Linda Pongutá
Bogotá, Colombia, 1989
Lives and works in Bogotá
I investigate and reinterpret delicate political matters such as corruption, the state's abuse in the jungle territories, and the inequality that arises from that. I have been to the ruins of the telecommunications company Telecom, carrying out research and an intervention that led me to question myself about what is left behind in people and places as capitalist technology sweeps them away. This process continues with a revision of commercial and labor union videos that I came across in the building. Two years ago I carried out an intervention at an abandoned pasta factory called "Pastas el Gallo," (Rooster Pastas) located in a marginal neighborhood in Bogota's downtown area, for an exhibition that was part of the 45th National Artists Salon. Today, I reaffirm my identity as Muysca in order to extract thread from the industrial system. I choose the heaviest and most worn out fibers with the intention of attaining and sustaining the weight of nature as it deteriorates.
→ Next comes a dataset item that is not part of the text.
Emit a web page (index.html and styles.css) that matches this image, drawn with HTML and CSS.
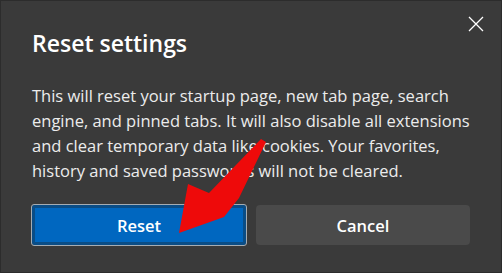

I seek to relate medicinal indigenous plants by halting, deforming, and contradicting industrial objects and materials, taking them to stages of transfiguration where what is up falls and what lies on the ground emerges. In the germinal, I find (what's found in the indigenous underworld) a state where it isn't possible to achieve destiny, but halfway there, the possibility of corroding the structure of the established appears.